→ **EXERCISE DESCRIPTION**
Below are entries; repeat exactly, and nothing else, the lines from the one holding "Clone this screenshot" through the one holding "border-r border-b border-r-[#d4d4d4]", inclusive. Leave the pictures out.

→ **GIVEN DATA**
* * *
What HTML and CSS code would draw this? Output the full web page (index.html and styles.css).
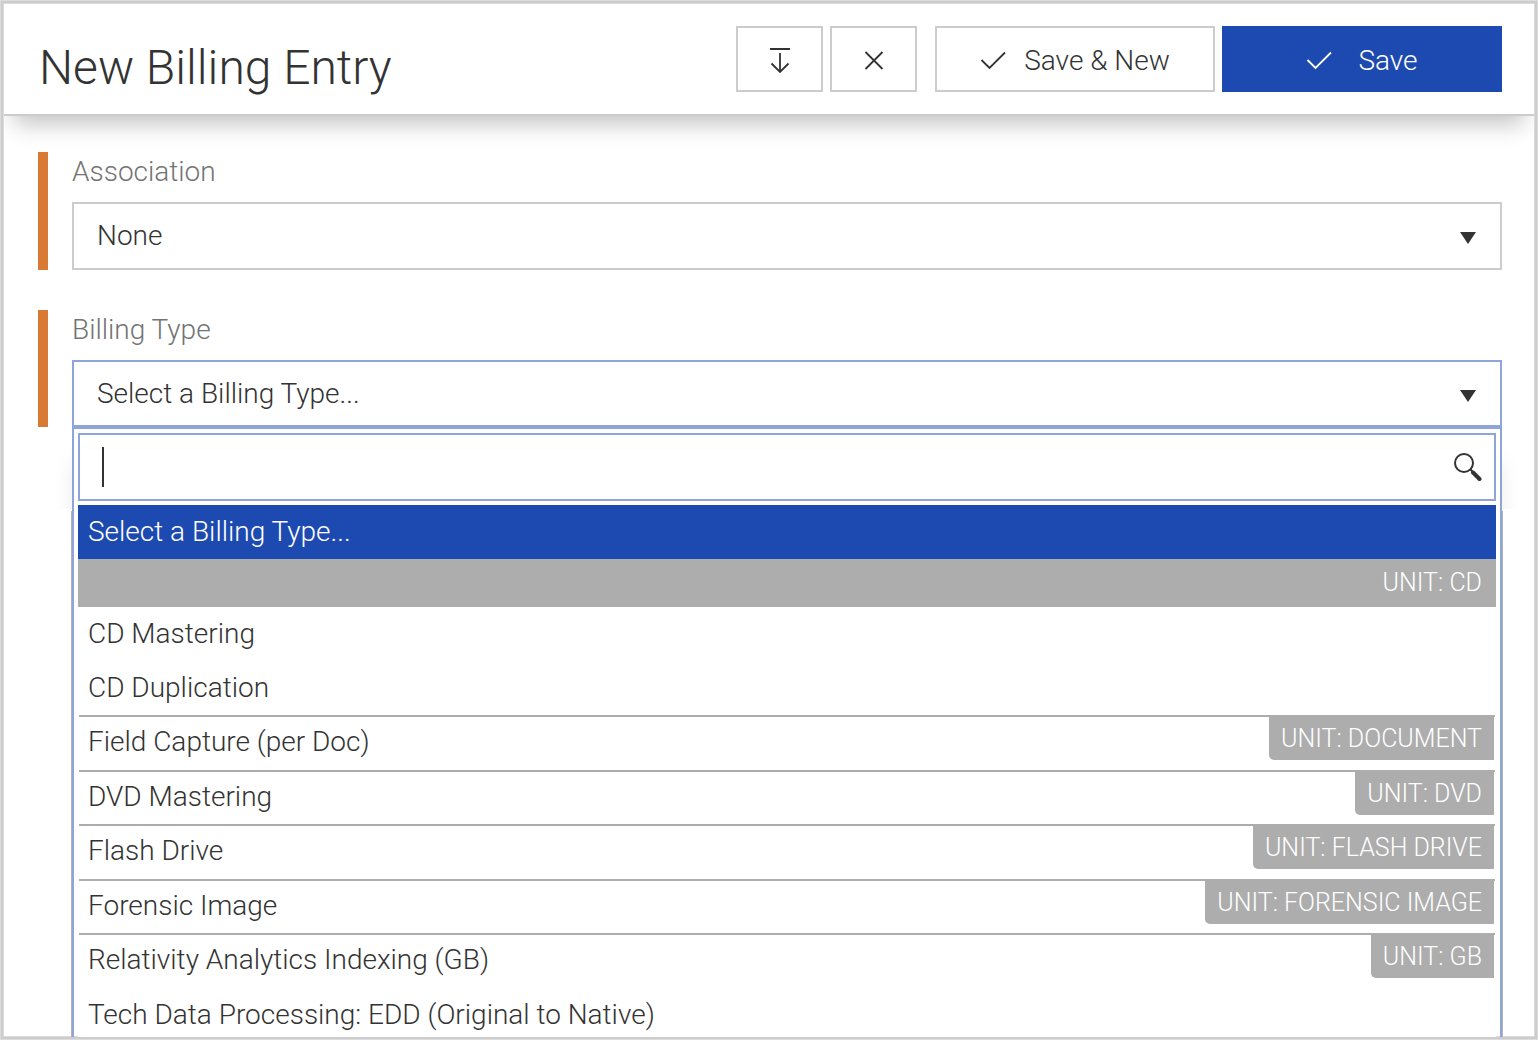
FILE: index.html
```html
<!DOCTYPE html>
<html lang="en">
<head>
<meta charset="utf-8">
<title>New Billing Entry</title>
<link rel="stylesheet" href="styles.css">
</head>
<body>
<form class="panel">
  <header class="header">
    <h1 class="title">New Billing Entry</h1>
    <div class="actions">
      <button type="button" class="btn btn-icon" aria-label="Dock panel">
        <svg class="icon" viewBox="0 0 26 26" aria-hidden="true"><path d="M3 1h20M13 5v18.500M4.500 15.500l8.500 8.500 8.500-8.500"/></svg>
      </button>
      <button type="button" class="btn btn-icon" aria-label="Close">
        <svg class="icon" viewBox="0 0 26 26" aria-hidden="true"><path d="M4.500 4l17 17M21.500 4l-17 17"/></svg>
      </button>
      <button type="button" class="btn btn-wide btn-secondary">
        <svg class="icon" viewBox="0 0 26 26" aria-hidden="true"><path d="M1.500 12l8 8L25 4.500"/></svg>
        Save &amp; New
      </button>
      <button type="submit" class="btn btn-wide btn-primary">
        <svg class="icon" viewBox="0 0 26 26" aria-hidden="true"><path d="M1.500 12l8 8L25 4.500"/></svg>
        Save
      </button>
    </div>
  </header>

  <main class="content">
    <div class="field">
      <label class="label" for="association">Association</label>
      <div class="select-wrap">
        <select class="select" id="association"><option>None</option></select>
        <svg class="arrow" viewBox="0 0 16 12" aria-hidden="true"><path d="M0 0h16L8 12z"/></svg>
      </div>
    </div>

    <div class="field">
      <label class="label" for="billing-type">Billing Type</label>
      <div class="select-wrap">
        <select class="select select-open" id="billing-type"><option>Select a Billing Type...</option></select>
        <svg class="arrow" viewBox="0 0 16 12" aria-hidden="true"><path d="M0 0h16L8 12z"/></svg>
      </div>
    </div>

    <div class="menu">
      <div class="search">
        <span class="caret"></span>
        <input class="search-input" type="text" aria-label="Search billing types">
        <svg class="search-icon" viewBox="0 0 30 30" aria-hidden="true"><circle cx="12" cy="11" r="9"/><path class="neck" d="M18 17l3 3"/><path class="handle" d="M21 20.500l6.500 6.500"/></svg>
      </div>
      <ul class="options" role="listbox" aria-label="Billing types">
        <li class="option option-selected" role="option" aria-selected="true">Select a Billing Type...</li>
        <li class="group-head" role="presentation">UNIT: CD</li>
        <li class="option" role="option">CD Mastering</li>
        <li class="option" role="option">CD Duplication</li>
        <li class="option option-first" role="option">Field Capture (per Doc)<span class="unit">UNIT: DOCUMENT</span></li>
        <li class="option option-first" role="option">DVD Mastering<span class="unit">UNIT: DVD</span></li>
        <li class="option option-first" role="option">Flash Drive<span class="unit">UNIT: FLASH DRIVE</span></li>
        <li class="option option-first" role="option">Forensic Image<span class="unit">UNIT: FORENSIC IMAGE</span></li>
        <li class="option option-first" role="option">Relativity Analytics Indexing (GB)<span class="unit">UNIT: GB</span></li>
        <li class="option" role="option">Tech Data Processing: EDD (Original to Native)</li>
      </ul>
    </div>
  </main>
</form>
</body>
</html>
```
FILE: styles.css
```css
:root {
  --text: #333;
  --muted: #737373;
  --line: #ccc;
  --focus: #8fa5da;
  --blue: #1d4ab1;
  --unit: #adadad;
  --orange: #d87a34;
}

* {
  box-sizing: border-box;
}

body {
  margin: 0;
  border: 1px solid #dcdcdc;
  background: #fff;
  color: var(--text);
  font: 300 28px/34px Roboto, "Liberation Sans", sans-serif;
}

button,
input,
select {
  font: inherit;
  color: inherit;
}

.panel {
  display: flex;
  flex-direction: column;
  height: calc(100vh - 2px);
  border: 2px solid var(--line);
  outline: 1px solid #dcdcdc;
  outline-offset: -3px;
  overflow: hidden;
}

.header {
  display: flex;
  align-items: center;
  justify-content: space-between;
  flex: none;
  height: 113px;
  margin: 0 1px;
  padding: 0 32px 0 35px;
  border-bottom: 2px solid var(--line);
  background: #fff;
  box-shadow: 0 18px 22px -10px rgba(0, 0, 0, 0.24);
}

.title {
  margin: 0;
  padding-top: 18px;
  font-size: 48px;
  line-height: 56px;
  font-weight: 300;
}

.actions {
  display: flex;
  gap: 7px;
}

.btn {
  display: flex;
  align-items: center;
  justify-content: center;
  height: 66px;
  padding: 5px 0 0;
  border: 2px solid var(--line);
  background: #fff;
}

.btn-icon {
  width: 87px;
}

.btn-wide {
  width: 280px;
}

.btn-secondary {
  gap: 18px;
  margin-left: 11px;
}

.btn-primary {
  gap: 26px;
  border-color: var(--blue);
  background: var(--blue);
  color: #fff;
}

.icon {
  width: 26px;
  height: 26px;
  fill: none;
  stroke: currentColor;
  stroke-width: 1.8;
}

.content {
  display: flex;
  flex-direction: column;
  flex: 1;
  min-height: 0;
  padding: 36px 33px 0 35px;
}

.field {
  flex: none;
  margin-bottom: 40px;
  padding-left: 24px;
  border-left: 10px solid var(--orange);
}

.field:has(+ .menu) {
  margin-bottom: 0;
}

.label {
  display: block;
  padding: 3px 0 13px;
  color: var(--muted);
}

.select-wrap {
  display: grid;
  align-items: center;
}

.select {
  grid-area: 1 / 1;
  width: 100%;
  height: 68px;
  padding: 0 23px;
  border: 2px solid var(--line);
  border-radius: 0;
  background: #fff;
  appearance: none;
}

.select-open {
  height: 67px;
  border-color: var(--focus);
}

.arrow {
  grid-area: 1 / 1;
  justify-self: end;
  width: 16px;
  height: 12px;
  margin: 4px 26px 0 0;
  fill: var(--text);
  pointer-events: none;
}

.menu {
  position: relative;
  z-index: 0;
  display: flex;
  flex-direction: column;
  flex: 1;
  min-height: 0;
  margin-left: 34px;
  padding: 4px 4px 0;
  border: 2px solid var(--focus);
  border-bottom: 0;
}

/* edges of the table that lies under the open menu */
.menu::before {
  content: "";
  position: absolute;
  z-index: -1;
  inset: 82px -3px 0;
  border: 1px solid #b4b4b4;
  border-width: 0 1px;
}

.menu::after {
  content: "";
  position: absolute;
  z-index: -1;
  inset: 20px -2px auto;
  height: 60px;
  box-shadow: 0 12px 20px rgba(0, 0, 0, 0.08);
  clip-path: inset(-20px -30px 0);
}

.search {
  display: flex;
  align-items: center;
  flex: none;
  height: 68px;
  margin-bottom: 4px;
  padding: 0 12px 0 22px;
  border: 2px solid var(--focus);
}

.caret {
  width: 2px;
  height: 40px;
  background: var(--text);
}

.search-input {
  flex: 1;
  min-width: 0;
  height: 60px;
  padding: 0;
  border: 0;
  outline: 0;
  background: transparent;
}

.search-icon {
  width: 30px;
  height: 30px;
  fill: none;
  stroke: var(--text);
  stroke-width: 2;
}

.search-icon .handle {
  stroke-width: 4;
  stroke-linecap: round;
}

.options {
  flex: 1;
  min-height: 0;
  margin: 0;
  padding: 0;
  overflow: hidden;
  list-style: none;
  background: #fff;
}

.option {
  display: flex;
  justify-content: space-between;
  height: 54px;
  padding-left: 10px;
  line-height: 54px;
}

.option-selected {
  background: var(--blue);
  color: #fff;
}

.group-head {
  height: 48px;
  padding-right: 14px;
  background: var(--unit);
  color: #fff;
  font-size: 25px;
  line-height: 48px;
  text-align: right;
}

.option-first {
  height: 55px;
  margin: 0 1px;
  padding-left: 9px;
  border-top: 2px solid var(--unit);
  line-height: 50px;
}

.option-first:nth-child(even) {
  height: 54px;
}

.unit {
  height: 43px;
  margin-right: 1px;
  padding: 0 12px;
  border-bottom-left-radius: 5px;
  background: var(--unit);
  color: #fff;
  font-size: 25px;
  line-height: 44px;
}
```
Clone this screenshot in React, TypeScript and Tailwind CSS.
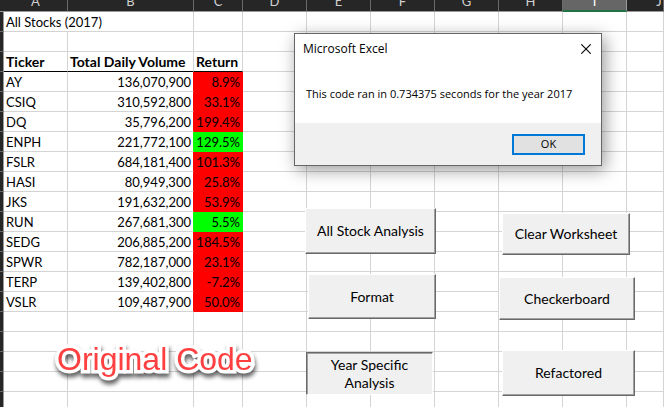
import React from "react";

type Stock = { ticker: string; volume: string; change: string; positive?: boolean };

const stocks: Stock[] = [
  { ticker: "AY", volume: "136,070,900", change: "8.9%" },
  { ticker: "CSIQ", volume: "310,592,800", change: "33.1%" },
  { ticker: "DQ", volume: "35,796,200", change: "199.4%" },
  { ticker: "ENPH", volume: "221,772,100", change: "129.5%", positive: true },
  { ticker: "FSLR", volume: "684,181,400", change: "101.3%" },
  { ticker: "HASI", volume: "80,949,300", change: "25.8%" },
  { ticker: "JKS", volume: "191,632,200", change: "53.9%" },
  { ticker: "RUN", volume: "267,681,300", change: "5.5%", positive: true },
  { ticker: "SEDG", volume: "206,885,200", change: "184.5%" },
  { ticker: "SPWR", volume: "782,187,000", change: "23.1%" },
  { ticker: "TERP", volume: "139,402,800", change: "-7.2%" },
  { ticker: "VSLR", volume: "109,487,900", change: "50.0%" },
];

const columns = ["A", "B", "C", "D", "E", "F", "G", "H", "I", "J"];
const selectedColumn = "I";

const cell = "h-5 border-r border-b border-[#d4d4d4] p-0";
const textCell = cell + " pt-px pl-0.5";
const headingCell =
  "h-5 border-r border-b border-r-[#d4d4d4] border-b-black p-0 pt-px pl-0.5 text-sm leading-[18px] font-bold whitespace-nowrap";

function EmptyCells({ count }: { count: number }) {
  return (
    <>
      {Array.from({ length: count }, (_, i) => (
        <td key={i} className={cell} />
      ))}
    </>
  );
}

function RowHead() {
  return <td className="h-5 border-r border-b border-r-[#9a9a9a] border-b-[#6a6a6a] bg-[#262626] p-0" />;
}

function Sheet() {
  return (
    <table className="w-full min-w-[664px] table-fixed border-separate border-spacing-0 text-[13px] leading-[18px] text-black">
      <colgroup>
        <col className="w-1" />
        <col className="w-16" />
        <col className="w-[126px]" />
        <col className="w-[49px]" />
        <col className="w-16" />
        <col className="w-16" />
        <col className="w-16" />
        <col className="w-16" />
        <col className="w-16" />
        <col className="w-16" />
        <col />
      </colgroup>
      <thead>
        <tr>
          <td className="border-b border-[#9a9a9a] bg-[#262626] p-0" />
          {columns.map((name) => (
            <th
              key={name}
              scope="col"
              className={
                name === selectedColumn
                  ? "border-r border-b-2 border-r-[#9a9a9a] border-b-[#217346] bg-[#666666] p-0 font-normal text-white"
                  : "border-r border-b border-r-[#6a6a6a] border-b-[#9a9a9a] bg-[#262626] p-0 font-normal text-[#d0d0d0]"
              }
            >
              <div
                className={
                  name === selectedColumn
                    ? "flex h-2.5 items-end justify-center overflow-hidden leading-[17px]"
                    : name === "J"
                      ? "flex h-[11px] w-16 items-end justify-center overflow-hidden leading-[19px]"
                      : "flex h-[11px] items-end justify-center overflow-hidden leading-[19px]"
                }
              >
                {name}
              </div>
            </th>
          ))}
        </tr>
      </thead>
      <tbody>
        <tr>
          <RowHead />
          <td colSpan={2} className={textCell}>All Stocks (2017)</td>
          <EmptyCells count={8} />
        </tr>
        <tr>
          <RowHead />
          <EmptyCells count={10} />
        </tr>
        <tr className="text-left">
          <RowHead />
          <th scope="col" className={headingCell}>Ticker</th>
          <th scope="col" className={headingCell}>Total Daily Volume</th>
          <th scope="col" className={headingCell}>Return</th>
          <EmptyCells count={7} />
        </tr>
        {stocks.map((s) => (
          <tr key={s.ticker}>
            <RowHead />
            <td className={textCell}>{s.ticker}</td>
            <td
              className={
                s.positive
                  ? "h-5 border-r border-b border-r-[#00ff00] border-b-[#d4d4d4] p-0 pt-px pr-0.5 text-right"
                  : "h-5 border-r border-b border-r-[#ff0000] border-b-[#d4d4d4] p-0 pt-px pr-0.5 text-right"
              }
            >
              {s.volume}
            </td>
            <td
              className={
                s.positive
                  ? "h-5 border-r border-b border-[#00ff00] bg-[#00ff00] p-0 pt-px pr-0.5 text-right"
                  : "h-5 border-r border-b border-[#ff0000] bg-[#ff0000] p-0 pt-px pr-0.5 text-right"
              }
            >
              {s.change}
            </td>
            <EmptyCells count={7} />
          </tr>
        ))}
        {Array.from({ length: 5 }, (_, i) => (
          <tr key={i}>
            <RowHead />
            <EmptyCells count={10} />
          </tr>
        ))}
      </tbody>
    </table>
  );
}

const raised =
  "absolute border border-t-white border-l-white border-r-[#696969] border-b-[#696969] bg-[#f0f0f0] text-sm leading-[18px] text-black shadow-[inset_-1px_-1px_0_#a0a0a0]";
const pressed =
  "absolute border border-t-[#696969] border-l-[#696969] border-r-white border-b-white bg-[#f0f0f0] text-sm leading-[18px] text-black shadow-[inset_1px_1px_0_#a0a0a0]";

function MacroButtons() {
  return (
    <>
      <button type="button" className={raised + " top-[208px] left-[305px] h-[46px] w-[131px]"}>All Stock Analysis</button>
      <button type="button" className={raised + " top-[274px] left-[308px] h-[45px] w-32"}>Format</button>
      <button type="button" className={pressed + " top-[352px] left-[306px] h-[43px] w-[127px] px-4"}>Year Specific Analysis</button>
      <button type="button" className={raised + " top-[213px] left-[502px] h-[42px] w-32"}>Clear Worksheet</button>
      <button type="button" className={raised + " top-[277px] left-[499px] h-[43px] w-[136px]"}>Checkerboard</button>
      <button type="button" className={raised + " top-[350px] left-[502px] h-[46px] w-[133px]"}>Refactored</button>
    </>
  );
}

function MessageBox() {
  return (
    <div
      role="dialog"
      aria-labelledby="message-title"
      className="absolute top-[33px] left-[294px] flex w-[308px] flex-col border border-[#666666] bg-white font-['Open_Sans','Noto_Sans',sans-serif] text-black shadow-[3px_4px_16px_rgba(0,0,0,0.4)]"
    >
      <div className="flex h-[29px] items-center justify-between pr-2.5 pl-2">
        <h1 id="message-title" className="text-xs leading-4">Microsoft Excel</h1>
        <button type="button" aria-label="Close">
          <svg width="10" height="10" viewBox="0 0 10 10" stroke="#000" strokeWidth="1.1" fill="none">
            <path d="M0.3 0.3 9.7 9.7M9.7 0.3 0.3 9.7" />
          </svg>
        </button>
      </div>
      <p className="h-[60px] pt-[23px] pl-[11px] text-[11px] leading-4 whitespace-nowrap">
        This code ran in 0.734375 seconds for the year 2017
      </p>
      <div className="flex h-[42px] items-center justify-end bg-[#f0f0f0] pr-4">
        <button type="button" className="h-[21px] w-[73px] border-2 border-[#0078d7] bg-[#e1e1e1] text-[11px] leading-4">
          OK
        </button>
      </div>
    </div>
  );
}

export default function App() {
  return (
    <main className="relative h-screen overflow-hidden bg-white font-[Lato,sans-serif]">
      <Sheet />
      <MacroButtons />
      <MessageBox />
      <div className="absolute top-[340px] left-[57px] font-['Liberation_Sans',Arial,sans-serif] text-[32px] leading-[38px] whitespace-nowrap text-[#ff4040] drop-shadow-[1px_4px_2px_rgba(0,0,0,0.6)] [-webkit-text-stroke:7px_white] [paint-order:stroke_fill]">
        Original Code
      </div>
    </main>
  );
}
* * *
→ **EXERCISE ANSWER**
Clone this screenshot in React, TypeScript and Tailwind CSS.
import React from "react";

type Stock = { ticker: string; volume: string; change: string; positive?: boolean };

const stocks: Stock[] = [
  { ticker: "AY", volume: "136,070,900", change: "8.9%" },
  { ticker: "CSIQ", volume: "310,592,800", change: "33.1%" },
  { ticker: "DQ", volume: "35,796,200", change: "199.4%" },
  { ticker: "ENPH", volume: "221,772,100", change: "129.5%", positive: true },
  { ticker: "FSLR", volume: "684,181,400", change: "101.3%" },
  { ticker: "HASI", volume: "80,949,300", change: "25.8%" },
  { ticker: "JKS", volume: "191,632,200", change: "53.9%" },
  { ticker: "RUN", volume: "267,681,300", change: "5.5%", positive: true },
  { ticker: "SEDG", volume: "206,885,200", change: "184.5%" },
  { ticker: "SPWR", volume: "782,187,000", change: "23.1%" },
  { ticker: "TERP", volume: "139,402,800", change: "-7.2%" },
  { ticker: "VSLR", volume: "109,487,900", change: "50.0%" },
];

const columns = ["A", "B", "C", "D", "E", "F", "G", "H", "I", "J"];
const selectedColumn = "I";

const cell = "h-5 border-r border-b border-[#d4d4d4] p-0";
const textCell = cell + " pt-px pl-0.5";
const headingCell =
  "h-5 border-r border-b border-r-[#d4d4d4] border-b-black p-0 pt-px pl-0.5 text-sm leading-[18px] font-bold whitespace-nowrap";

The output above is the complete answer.